Task to complete> Your task is to locate every line holding the string "with" and to copy each of them.

╔══

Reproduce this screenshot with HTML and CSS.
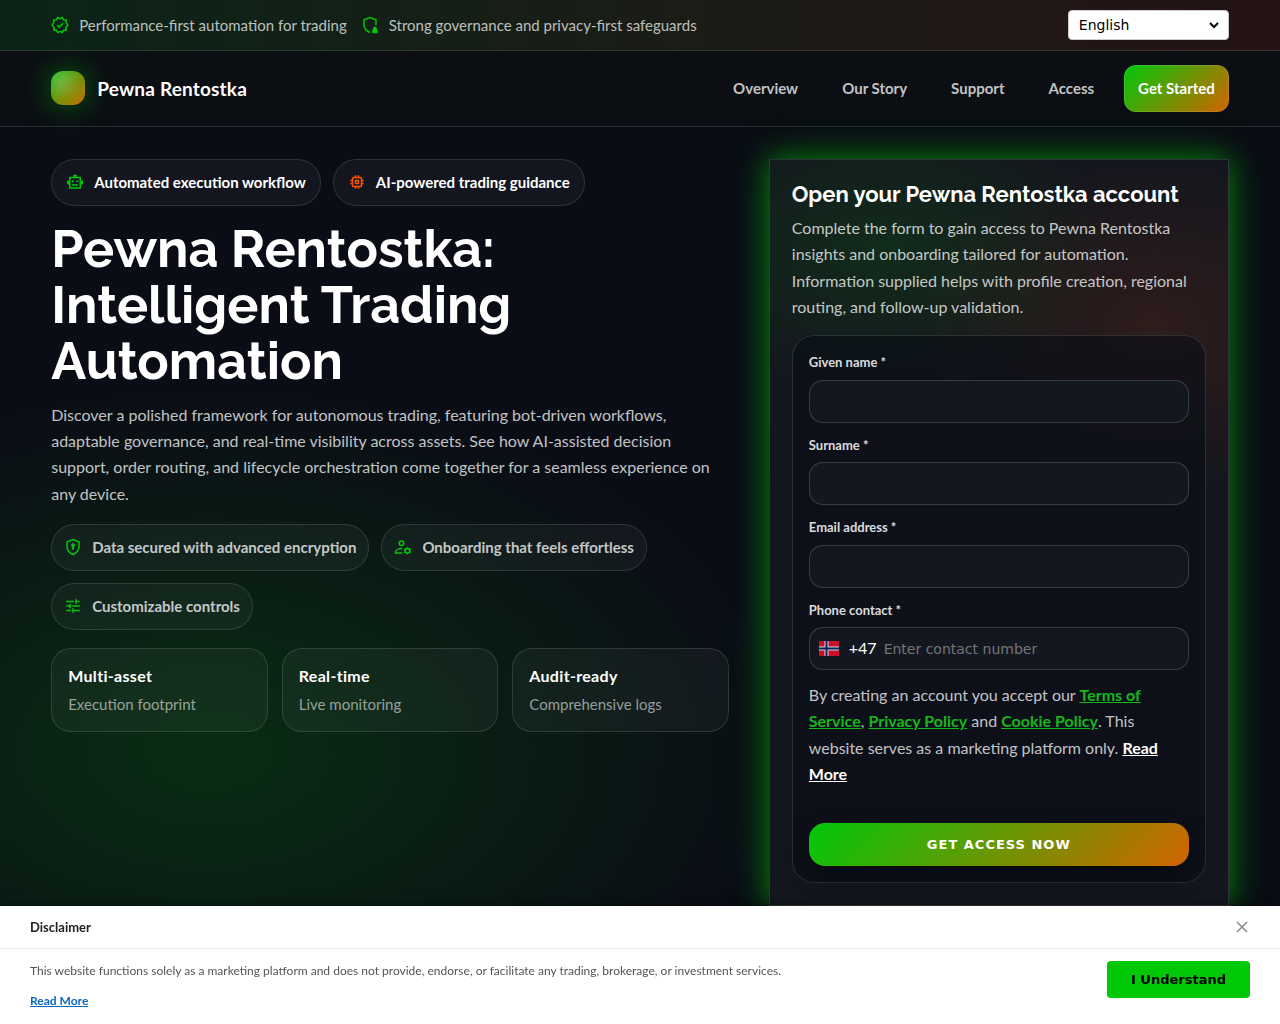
FILE: index.html
```html
<!DOCTYPE html>
<html lang="en">
<head>
    <meta charset="UTF-8">
    <meta name="viewport" content="width=device-width, initial-scale=1.0">
    <title>Pewna Rentostka</title>
    <link rel="stylesheet" href="styles.css">
</head>
<body>
    <div class="topbar">
        <div class="container topbar-inner">
            <div class="topbar-notes">
                <span class="note">
                    <svg class="icon" viewBox="0 0 24 24" fill="none" stroke="currentColor" stroke-width="2">
                        <path d="M12 3.5l3-1.6 1.8 3 3.5.4-.2 3.500L22.500 12l-2.400 3.200.2 3.500-3.500.4-1.800 3-3-1.600-3 1.600-1.800-3-3.500-.4.2-3.500L1.500 12l2.400-3.200-.2-3.500 3.500-.4 1.800-3z"/>
                        <path d="M8 12l3 3 5-5.500"/>
                    </svg>
                    Performance-first automation for trading
                </span>
                <span class="note">
                    <svg class="icon" viewBox="0 0 24 24">
                        <path fill="none" stroke="currentColor" stroke-width="2" d="M20 12V5l-8-3-8 3v6c0 5.500 3 9 8 11"/>
                        <path fill="currentColor" d="M16 18v-1.500a2.500 2.500 0 0 1 5 0V18h1v5h-7v-5z"/>
                    </svg>
                    Strong governance and privacy-first safeguards
                </span>
            </div>
            <select class="language" aria-label="Language">
                <option>English</option>
                <option>Norsk</option>
            </select>
        </div>
    </div>

    <header class="header">
        <div class="container header-inner">
            <a class="brand" href="#"><span class="brand-mark"></span>Pewna Rentostka</a>
            <nav class="nav">
                <a href="#">Overview</a>
                <a href="#">Our Story</a>
                <a href="#">Support</a>
                <a href="#">Access</a>
                <a class="nav-cta" href="#signup">Get Started</a>
            </nav>
        </div>
    </header>

    <main class="container hero">
        <section class="intro">
            <div class="pills">
                <span class="pill pill-strong">
                    <svg class="icon" viewBox="0 0 24 24">
                        <path fill="none" stroke="currentColor" stroke-width="2" stroke-linejoin="round" d="M5 6h14v14H5zM8 16h8"/>
                        <path fill="currentColor" d="M9 5a3 3 0 0 1 6 0zM4 9.500a3 3 0 0 0 0 6zM20 9.500a3 3 0 0 1 0 6z"/>
                        <circle cx="9" cy="11" r="1.500" fill="currentColor"/>
                        <circle cx="15" cy="11" r="1.500" fill="currentColor"/>
                    </svg>
                    Automated execution workflow
                </span>
                <span class="pill pill-strong">
                    <svg class="icon icon-orange" viewBox="0 0 24 24" fill="currentColor">
                        <path d="M17 17H7V7h10m4 4V9h-2V7a2 2 0 0 0-2-2h-2V3h-2v2h-2V3H9v2H7a2 2 0 0 0-2 2v2H3v2h2v2H3v2h2v2a2 2 0 0 0 2 2h2v2h2v-2h2v2h2v-2h2a2 2 0 0 0 2-2v-2h2v-2h-2v-2m-6 2h-2v-2h2m2-2H9v6h6z"/>
                    </svg>
                    AI-powered trading guidance
                </span>
            </div>

            <h1>Pewna Rentostka: Intelligent Trading Automation</h1>

            <p class="lead">Discover a polished framework for autonomous trading, featuring bot-driven workflows, adaptable governance, and real-time visibility across assets. See how AI-assisted decision support, order routing, and lifecycle orchestration come together for a seamless experience on any device.</p>

            <div class="pills">
                <span class="pill">
                    <svg class="icon" viewBox="0 0 24 24" fill="none" stroke="currentColor" stroke-width="2">
                        <path d="M12 2l8 3v6c0 5-3.500 9-8 11-4.500-2-8-6-8-11V5z"/>
                        <path d="M12 7.500v8" stroke-width="2.500"/>
                        <circle cx="12" cy="9.500" r="1.500"/>
                    </svg>
                    Data secured with advanced encryption
                </span>
                <span class="pill">
                    <svg class="icon" viewBox="0 0 24 24" fill="none" stroke="currentColor" stroke-width="2">
                        <circle cx="10" cy="7" r="3"/>
                        <path d="M11 14c-4 0-9 1.500-9 4.500V20h9"/>
                        <circle cx="18" cy="17" r="3"/>
                        <path d="M18 12v2M18 20v2M13.700 14.500l1.700 1M20.600 18.500l1.700 1M13.700 19.500l1.700-1M20.600 15.500l1.700-1"/>
                    </svg>
                    Onboarding that feels effortless
                </span>
                <span class="pill">
                    <svg class="icon" viewBox="0 0 24 24" fill="currentColor">
                        <path d="M3 17v2h6v-2zM3 5v2h10V5zm10 16v-2h8v-2h-8v-2h-2v6zM7 9v2H3v2h4v2h2V9zm14 4v-2H11v2zm-6-4h2V7h4V5h-4V3h-2z"/>
                    </svg>
                    Customizable controls
                </span>
            </div>

            <div class="stats">
                <div class="stat"><strong>Multi-asset</strong><span>Execution footprint</span></div>
                <div class="stat"><strong>Real-time</strong><span>Live monitoring</span></div>
                <div class="stat"><strong>Audit-ready</strong><span>Comprehensive logs</span></div>
            </div>
        </section>

        <section class="signup" id="signup">
            <h2>Open your Pewna Rentostka account</h2>
            <p class="signup-text">Complete the form to gain access to Pewna Rentostka insights and onboarding tailored for automation. Information supplied helps with profile creation, regional routing, and follow-up validation.</p>

            <form class="form">
                <div class="field">
                    <label for="first-name">Given name *</label>
                    <input type="text" id="first-name" required>
                </div>
                <div class="field">
                    <label for="last-name">Surname *</label>
                    <input type="text" id="last-name" required>
                </div>
                <div class="field">
                    <label for="email">Email address *</label>
                    <input type="email" id="email" required>
                </div>
                <div class="field">
                    <label for="phone">Phone contact *</label>
                    <div class="phone">
                        <svg class="flag" viewBox="0 0 20 15">
                            <path fill="#c8102e" d="M0 0h20v15H0z"/>
                            <path stroke="#d8d8e4" stroke-width="4" d="M0 7.500h20M7.500 0v15"/>
                            <path stroke="#00205b" stroke-width="2" d="M0 7.500h20M7.500 0v15"/>
                        </svg>
                        <span class="dial-code">+47</span>
                        <input type="tel" id="phone" placeholder="Enter contact number" required>
                    </div>
                </div>
                <p class="terms">By creating an account you accept our <a href="#">Terms of Service</a>, <a href="#">Privacy Policy</a> and <a href="#">Cookie Policy</a>. This website serves as a marketing platform only. <a class="more" href="#">Read More</a></p>
                <button type="submit" class="submit">GET ACCESS NOW</button>
            </form>
        </section>
    </main>

    <aside class="disclaimer" aria-label="Disclaimer">
        <div class="disclaimer-head">
            <strong>Disclaimer</strong>
            <button type="button" class="close" aria-label="Close">
                <svg viewBox="0 0 12 12" fill="none" stroke="currentColor" stroke-width="1.500"><path d="M1 1l10 10M11 1L1 11"/></svg>
            </button>
        </div>
        <div class="disclaimer-body">
            <div class="disclaimer-text">
                <p>This website functions solely as a marketing platform and does not provide, endorse, or facilitate any trading, brokerage, or investment services.</p>
                <a href="#">Read More</a>
            </div>
            <button type="button" class="accept">I Understand</button>
        </div>
    </aside>
</body>
</html>
```
FILE: styles.css
```css
* {
    margin: 0;
    padding: 0;
    box-sizing: border-box;
}

:root {
    --green: #00c807;
    --orange: #ff5000;
    --line: rgba(255, 255, 255, 0.12);
    --text: rgba(255, 255, 255, 0.76);
    --accent: linear-gradient(135deg, #00c80a, #d26400);
}

body {
    min-height: 100vh;
    font-family: Lato, "Liberation Sans", sans-serif;
    font-size: 16px;
    line-height: 1.65;
    color: #fff;
    background:
        radial-gradient(ellipse 580px 360px at 210px 750px, rgba(0, 200, 7, 0.17), transparent),
        #0a0d15;
}

.container {
    width: 92%;
    margin: 0 auto;
}

.icon {
    width: 18px;
    height: 18px;
    flex: none;
    color: var(--green);
}

.icon-orange {
    color: var(--orange);
}

/* top bar */
.topbar {
    padding: 10px 0;
    border-bottom: 1px solid var(--line);
    background: linear-gradient(90deg, #0b2417, #1b1c16 55%, #241314);
}

.topbar-inner,
.header-inner {
    display: flex;
    align-items: center;
    justify-content: space-between;
}

.topbar-notes {
    display: flex;
    gap: 14px;
}

.note {
    display: flex;
    align-items: center;
    gap: 10px;
    font-size: 15px;
    color: rgba(255, 255, 255, 0.72);
}

.language {
    width: 161px;
    height: 30px;
    padding: 0 24px 0 10px;
    appearance: none;
    border: 1px solid #ccc;
    border-radius: 4px;
    background: #fff url("data:image/svg+xml,%3Csvg xmlns='http://www.w3.org/2000/svg' viewBox='0 0 10 10' fill='none' stroke='black' stroke-width='2'%3E%3Cpath d='M1 3l4 4 4-4'/%3E%3C/svg%3E") no-repeat right 9px center / 10px;
    color: #000;
    font-family: "DejaVu Sans", sans-serif;
    font-size: 14px;
}

/* header */
.header {
    padding: 14px 0;
    border-bottom: 1px solid var(--line);
    background: #0b0e13;
}

.brand {
    display: flex;
    align-items: center;
    gap: 12px;
    font-size: 19px;
    font-weight: 700;
    letter-spacing: 0.01em;
    color: #fff;
    text-decoration: none;
}

.brand-mark {
    width: 34px;
    height: 34px;
    border-radius: 12px;
    background:
        radial-gradient(circle at 30% 30%, rgba(255, 255, 255, 0.22), transparent 60%),
        linear-gradient(135deg, #14b813, #c87000);
    box-shadow: 0 0 30px rgba(0, 200, 7, 0.5);
}

.nav {
    display: flex;
    align-items: center;
    gap: 16px;
}

.nav a {
    padding: 10px 13px;
    border: 1px solid transparent;
    color: var(--text);
    font-weight: 700;
    font-size: 15px;
    text-decoration: none;
}

.nav .nav-cta {
    border-color: var(--line);
    border-radius: 12px;
    background: var(--accent) border-box;
    color: #fff;
}

/* hero */
.hero {
    display: grid;
    grid-template-columns: minmax(0, 1fr) 460px;
    gap: 40px;
    align-items: start;
    padding: 32px 0;
}

.pills {
    display: flex;
    flex-wrap: wrap;
    gap: 12px;
}

.pill {
    display: flex;
    align-items: center;
    gap: 10px;
    padding: 10px 12px;
    border: 1px solid var(--line);
    border-radius: 999px;
    background: rgba(255, 255, 255, 0.04);
    color: var(--text);
    font-size: 15px;
    font-weight: 700;
}

.pill-strong {
    padding: 10px 14px;
    color: #fff;
}

h1,
h2 {
    font-family: Raleway, "Open Sans", sans-serif;
    font-weight: 700;
}

h1 {
    margin: 15px 0 13px;
    font-size: 52px;
    line-height: 56px;
}

.lead {
    margin-bottom: 17px;
    color: var(--text);
}

.stats {
    display: grid;
    grid-template-columns: repeat(3, 1fr);
    gap: 14px;
    margin-top: 18px;
}

.stat {
    display: flex;
    flex-direction: column;
    gap: 3px;
    padding: 14px 16px;
    border: 1px solid var(--line);
    border-radius: 20px;
    background: rgba(255, 255, 255, 0.04);
}

.stat strong {
    letter-spacing: 0.02em;
}

.stat span {
    font-size: 15px;
    color: rgba(255, 255, 255, 0.56);
}

/* signup card */
.signup {
    padding: 22px;
    border: 1px solid var(--line);
    background:
        radial-gradient(ellipse 230px 150px at 25% 90px, rgba(0, 160, 7, 0.16), transparent),
        radial-gradient(ellipse 250px 170px at 84% 165px, rgba(255, 80, 0, 0.11), transparent),
        #14161e;
    box-shadow:
        0 0 26px rgba(0, 200, 7, 0.55),
        0 0 50px rgba(0, 200, 7, 0.2);
}

.signup h2 {
    margin-bottom: 8px;
    font-size: 22px;
    line-height: 25px;
}

.signup-text {
    margin-bottom: 15px;
    color: var(--text);
}

.form {
    display: flex;
    flex-direction: column;
    gap: 12px;
    padding: 16px;
    border: 1px solid var(--line);
    border-radius: 22px;
    background: rgba(9, 13, 22, 0.6);
}

.field {
    display: flex;
    flex-direction: column;
    gap: 6px;
}

.field label {
    font-size: 13px;
    font-weight: 700;
    color: rgba(255, 255, 255, 0.86);
}

.field > input,
.phone {
    height: 43px;
    padding: 0 14px;
    border: 1px solid rgba(255, 255, 255, 0.16);
    border-radius: 14px;
    background: #131820;
    color: #fff;
}

.phone {
    display: flex;
    align-items: center;
    padding: 0 9px;
}

.flag {
    width: 20px;
    height: 15px;
    margin-right: 10px;
}

.dial-code {
    margin-right: 7px;
}

.phone input {
    flex: 1;
    min-width: 0;
    border: 0;
    outline: 0;
    background: none;
    color: #fff;
    font-family: "DejaVu Sans", sans-serif;
    font-size: 14px;
}

.phone input::placeholder {
    color: #757575;
}

.terms {
    color: var(--text);
}

.terms a {
    color: #14b81a;
    font-weight: 700;
}

.terms .more {
    color: #fff;
}

.submit {
    height: 43px;
    margin-top: 23px;
    border: 0;
    border-radius: 16px;
    background: var(--accent);
    box-shadow: 0 10px 24px rgba(0, 0, 0, 0.4);
    color: #fff;
    font-family: "DejaVu Sans", sans-serif;
    font-size: 13px;
    font-weight: 700;
    letter-spacing: 1px;
}

/* disclaimer banner */
.disclaimer {
    position: fixed;
    left: 0;
    right: 0;
    bottom: 0;
    background: #fff;
    color: #222;
    box-shadow: 0 -2px 10px rgba(0, 0, 0, 0.3);
}

.disclaimer-head {
    display: flex;
    align-items: center;
    justify-content: space-between;
    padding: 11px 30px 10px;
    border-bottom: 1px solid #e6e6e6;
    font-size: 13px;
}

.close {
    width: 16px;
    height: 16px;
    padding: 2px;
    border: 0;
    background: none;
    color: #888;
}

.close svg {
    display: block;
}

.disclaimer-body {
    display: flex;
    align-items: flex-start;
    justify-content: space-between;
    padding: 12px 30px 13px;
}

.disclaimer-text {
    font-size: 12px;
    line-height: 20px;
    color: #555;
}

.disclaimer-text p {
    margin-bottom: 10px;
}

.disclaimer-text a {
    color: #0b66c0;
    font-weight: 700;
}

.accept {
    height: 37px;
    padding: 0 24px;
    border: 0;
    border-radius: 4px;
    background: #00c807;
    color: #000;
    font-family: "DejaVu Sans", sans-serif;
    font-size: 13px;
    font-weight: 700;
}
```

╚══

Response below>
Reproduce this screenshot with HTML and CSS.
                    Data secured with advanced encryption
            <p class="signup-text">Complete the form to gain access to Pewna Rentostka insights and onboarding tailored for automation. Information supplied helps with profile creation, regional routing, and follow-up validation.</p>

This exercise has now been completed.